* **GOAL OF THE EXERCISE**
Drop every picture. Then return, exactly, the lines from the beginning of the listing below through the one containing "type Row = (string | number)[];".

* **GIVEN DATA**

## Start

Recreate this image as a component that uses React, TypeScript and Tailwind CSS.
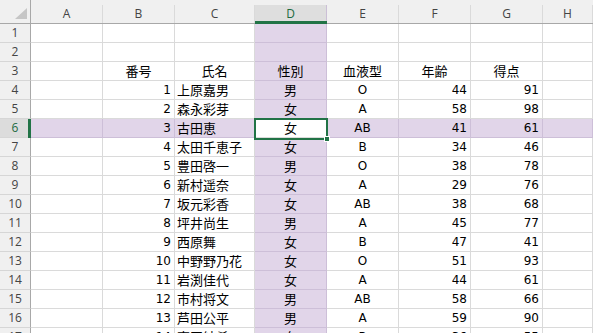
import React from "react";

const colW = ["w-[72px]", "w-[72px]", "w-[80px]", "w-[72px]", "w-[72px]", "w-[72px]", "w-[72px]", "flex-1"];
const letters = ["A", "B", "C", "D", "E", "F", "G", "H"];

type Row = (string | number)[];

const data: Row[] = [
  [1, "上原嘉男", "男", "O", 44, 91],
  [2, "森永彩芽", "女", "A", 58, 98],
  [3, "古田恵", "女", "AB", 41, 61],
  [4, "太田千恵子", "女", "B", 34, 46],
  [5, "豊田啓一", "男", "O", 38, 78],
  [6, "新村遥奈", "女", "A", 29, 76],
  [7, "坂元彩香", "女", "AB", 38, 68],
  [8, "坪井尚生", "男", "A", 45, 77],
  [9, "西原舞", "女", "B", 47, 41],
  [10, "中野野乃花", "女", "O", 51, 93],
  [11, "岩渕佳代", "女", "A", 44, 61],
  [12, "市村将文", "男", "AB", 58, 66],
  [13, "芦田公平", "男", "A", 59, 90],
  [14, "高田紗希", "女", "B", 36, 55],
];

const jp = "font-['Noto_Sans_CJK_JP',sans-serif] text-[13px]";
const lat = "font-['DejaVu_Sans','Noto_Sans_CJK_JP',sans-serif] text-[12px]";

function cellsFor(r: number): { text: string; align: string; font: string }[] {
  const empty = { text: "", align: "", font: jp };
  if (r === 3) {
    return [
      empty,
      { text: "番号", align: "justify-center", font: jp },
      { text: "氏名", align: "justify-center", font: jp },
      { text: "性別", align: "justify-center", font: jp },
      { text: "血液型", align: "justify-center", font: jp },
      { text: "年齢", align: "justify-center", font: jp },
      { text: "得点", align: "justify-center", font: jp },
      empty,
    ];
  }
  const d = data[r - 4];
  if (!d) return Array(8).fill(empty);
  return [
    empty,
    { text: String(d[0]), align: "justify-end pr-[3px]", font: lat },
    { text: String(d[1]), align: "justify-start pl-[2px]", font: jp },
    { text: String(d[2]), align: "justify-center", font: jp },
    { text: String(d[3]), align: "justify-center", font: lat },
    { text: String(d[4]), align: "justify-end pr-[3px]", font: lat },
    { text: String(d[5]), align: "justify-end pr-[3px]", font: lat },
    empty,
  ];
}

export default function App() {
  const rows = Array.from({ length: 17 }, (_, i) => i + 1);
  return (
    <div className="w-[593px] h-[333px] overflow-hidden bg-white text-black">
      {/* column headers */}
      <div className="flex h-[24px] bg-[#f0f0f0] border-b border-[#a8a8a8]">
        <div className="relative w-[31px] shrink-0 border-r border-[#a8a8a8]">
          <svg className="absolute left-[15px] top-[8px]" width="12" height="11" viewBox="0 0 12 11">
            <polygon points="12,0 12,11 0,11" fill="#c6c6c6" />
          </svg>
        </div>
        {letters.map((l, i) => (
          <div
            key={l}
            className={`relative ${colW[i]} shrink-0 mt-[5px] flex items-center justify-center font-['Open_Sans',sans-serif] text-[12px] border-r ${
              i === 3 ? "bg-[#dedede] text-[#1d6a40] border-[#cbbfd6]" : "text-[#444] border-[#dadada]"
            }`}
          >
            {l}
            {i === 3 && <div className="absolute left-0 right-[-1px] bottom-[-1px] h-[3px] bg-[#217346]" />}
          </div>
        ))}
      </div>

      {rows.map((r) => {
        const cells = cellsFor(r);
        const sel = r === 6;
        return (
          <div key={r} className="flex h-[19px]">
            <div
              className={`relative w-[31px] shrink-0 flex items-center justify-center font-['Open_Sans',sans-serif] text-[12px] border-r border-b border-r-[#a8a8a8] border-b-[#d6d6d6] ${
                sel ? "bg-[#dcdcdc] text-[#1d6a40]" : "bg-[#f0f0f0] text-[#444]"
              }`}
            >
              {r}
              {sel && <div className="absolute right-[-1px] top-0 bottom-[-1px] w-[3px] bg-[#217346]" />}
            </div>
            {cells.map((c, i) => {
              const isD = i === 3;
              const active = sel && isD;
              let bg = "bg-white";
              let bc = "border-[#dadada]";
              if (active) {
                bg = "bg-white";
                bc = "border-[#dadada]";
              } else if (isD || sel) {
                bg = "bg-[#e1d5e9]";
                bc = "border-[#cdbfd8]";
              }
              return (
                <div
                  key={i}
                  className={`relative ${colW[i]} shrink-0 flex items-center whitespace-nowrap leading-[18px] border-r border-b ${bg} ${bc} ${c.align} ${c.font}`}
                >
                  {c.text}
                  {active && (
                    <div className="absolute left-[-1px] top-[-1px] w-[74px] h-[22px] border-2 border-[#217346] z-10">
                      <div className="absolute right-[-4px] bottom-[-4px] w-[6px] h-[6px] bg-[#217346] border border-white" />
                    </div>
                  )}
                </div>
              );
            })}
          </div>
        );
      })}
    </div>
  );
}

## End

* **EXERCISE SOLUTION**
Recreate this image as a component that uses React, TypeScript and Tailwind CSS.
import React from "react";

const colW = ["w-[72px]", "w-[72px]", "w-[80px]", "w-[72px]", "w-[72px]", "w-[72px]", "w-[72px]", "flex-1"];
const letters = ["A", "B", "C", "D", "E", "F", "G", "H"];

type Row = (string | number)[];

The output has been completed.